Paradoxically, two unlikely factors may yet save the day. The first is that the Commander-in-Chief lives in fear of his underlings at the Pentagon who, though hell-bent on waging doomed counter-insurgencies in helpless countries, are loathe to undertake adventures of the kind that would follow from an attack on a large and powerful state. The other is the Obama administration's pandering to Blue Dogs and Republicans on deficit reduction. What most deficit hawks really want is to dismantle the remnants of New Deal and Great Society advances because they and their paymasters think they stand in the way of untrammeled capitalist expansion. They have somehow forgotten that the whole point of what they oppose has always been to save capitalism from capitalists like themselves. But there is a chance that, in this case too, clarity will burst through the miasma, leading the deficit-cutters to take aim at one of the main reasons why the deficit has grown so large - America's never-ending wars and the neo-conservative (and liberal interventionist!) thinking that makes them inevitable.
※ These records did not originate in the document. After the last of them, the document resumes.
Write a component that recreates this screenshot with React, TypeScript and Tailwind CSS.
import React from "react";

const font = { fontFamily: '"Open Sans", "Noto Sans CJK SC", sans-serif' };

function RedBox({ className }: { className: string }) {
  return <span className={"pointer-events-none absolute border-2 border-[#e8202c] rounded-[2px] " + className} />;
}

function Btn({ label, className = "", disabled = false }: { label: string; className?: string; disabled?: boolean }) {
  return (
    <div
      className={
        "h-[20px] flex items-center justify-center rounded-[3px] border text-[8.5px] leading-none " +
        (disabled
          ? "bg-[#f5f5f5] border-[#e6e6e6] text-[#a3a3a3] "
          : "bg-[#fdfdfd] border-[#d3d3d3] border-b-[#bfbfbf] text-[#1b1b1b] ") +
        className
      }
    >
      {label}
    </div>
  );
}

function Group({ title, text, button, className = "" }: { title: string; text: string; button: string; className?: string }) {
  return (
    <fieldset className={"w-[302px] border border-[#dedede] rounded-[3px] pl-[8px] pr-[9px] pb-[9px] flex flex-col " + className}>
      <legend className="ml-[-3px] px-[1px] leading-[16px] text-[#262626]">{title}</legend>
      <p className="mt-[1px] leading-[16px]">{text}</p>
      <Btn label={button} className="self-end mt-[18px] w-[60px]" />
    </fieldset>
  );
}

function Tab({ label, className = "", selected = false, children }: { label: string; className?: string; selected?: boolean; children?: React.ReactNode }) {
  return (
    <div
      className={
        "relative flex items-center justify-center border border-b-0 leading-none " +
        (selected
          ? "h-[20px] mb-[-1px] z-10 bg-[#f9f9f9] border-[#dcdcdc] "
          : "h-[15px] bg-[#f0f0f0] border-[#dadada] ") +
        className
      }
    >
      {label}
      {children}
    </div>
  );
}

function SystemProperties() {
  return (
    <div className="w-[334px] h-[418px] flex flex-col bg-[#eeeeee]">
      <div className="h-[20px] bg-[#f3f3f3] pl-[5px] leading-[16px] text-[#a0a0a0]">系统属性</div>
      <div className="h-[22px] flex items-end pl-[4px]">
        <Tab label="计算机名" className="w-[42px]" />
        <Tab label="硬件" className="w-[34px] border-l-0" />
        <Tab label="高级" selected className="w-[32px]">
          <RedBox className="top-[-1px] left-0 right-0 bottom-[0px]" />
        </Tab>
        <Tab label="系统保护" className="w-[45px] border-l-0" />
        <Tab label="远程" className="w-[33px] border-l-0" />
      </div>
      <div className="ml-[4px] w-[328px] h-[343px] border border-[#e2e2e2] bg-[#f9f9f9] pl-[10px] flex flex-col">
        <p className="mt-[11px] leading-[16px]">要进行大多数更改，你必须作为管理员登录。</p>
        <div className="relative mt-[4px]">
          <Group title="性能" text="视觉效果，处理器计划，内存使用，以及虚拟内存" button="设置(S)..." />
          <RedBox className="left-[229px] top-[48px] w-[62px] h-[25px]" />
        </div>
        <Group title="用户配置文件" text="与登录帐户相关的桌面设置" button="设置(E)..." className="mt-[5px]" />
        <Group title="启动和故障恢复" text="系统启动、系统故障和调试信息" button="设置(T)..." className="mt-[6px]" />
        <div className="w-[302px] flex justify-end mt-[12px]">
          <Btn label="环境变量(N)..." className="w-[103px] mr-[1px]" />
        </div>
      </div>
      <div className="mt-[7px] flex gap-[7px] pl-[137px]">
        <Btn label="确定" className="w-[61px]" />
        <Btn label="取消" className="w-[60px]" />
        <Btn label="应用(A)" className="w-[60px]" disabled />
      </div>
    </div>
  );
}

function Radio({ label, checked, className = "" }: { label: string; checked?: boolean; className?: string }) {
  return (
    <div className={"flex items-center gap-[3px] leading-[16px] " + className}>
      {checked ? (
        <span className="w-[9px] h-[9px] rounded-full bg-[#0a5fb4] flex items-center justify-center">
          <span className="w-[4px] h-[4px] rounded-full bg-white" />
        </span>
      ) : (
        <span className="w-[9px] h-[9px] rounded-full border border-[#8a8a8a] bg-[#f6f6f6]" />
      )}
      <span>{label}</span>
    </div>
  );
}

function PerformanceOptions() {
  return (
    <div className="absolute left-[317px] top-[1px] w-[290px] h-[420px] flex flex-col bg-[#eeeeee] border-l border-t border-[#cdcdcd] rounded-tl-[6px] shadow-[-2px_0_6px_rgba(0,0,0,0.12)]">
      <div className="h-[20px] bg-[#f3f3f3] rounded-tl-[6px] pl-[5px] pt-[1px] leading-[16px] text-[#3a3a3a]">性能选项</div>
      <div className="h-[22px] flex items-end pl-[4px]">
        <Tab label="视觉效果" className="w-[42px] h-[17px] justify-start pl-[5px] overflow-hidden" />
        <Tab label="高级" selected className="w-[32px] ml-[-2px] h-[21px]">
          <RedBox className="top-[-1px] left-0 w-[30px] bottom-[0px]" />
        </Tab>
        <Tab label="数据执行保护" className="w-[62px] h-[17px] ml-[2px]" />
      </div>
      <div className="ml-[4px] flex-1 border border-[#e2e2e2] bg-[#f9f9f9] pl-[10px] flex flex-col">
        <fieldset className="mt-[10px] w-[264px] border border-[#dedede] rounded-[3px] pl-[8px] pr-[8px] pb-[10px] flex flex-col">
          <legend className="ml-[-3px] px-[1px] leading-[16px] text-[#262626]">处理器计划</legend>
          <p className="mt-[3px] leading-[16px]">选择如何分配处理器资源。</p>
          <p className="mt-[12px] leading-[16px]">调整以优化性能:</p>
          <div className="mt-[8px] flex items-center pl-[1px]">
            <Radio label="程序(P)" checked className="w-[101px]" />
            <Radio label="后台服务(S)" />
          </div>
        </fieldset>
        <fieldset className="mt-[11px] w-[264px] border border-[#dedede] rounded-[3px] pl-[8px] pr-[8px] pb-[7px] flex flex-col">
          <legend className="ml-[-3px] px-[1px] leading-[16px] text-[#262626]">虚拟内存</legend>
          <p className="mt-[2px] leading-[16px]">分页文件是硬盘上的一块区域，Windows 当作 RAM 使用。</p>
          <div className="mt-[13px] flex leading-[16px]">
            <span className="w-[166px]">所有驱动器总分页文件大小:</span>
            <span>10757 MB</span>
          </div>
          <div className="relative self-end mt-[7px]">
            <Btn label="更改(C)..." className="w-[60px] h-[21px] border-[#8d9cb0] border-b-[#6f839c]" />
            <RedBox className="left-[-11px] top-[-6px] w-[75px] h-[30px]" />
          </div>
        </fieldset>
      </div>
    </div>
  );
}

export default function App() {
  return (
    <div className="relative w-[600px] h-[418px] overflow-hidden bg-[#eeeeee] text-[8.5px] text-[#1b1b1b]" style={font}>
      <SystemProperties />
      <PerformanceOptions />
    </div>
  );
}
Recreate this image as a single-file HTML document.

It is sad but true that, because the resurgent peace movement is still very weak and because the Obama administration regards those who criticize it for the right reasons as "whiners" and "f...ing retards," our otherwise onerous Masters of War in conjunction with clear thinking deficit hawks, if there are any, offer our best, perhaps our only, hope for warding off the impending catastrophe Obama's UN speech threatened to unleash.